Selama di desa tersebut, Greg ditampung di rumah Haji Ali seorang ketua di desa tersebut, mereka memberikannya pertolongan, makanan dan merawat Greg tanpa pamrih walaupun mereka sendiri berada kekurangan. Haji Ali berkata, "Di tempat kami berlaku aturan jika seseorang minum teh dari gelas pertama maka anda adalah tamu, jika anda minum teh gelas kedua maka anda dianggap keluarga dan gelas teh ketiga maka anda bergabung dengan kami dan kami bersedia mati untuk membela anda...Selama tinggal disana, Greg merasakan bahwa anggapannya selama ini bahwa muslim itu teroris berubah sudah. Di sana dia merasakan kehangatan dan penerimaan yang begitu terbuka membuatnya berpikir apa yang bisa dia lakukan untuk membalas semua kebaikan orang yang ada di Korphe. Dan akhirnya dia tahu yang harus dilakukannya yaitu membangun sekolah untuk mendidik masyarakat disana karena beliau yakin dengan pendidikan maka kehidupan masyarakat akan berubah.

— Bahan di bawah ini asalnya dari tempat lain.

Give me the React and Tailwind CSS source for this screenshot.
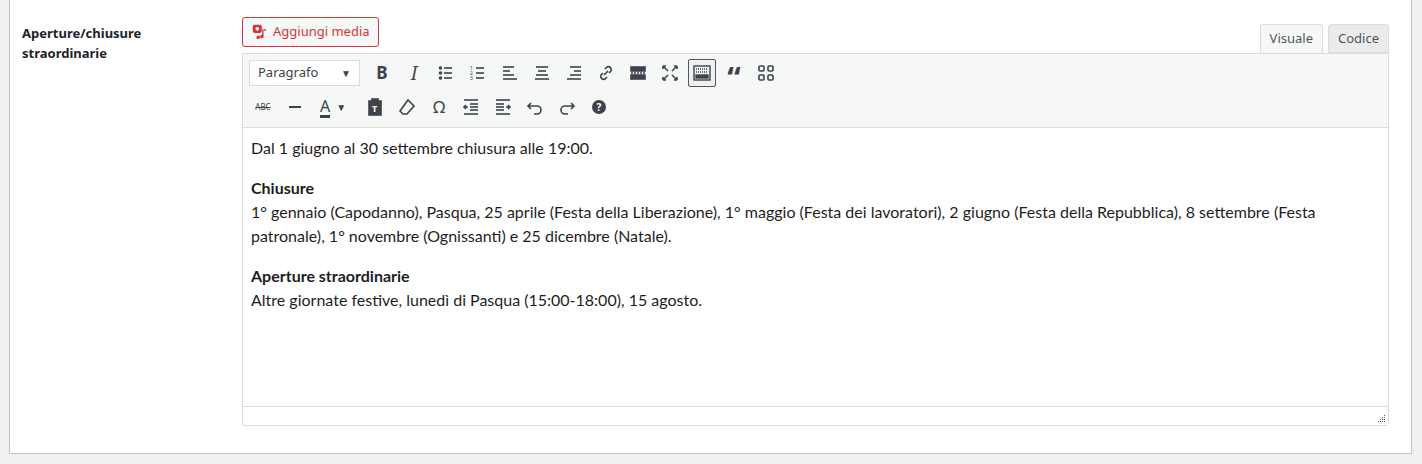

Setiba sesampai di Amerika, Greg merasa kebingungan apa yang harus dilakukan seorang pemuda miskin untuk mewujudkan janjinya kepada seorang nun jauh di Pakistan sana. Terbayang olehnya anak-anak desa Korphe yang belajar di padang rumput yang dingin tanpa ruangan kelas. Mulailah beliau menulis kepada sejumlah orang terkenal, orang kaya yang alamatnya ada di majalah. Tetapi hasilnya sia-sia, sampai akhirnya ada seorang ilmuwan kaya yang memberinya 20 ribu dolar pertama untuk membangun sekolah tersebut. Dimulai dari desa Korphe kemudian akhirnya gerakan ini menghasilkan ratusan sekolah di Pakistan yang dikerjakan sendiri oleh penduduknya karena merekapun sangat mendukung gerakan ini.

Buku ini dilengkapi dengan beberapa foto yang menggambarkan betapa kerasnya alam di desa yang terletak di atap dunia tersebut, dengan bahasa yang begitu sederhana dan mengalir deras membawa imajinasi saya membangun gambaran desa-desa di pegunungan Pakistan. Kadang saya tersenyum jika Greg berhasil membangun satu sekolah lagi, kadang saya ikut bersedih melihat bagaimana terjadi peperangan antara Pakistan dan India yang mengakibatkan ratusan orang tewas dan ribuan menjadi pengungsi, kadang saya ikut ketakutan saya Greg menjadi tawanan kelompok Islam garis keras karena mereka curiga dengan gerakan yang dilakuan..... Perasaan saya benar-benar teraduk tetapi dari kesemuanya itu satu hal yang membuka mata saya bahwa satu hal kecil yang kita lakukan dapat membawa perubahan besar.

Buku ini sangat saya anjurkan untuk dibaca...!!!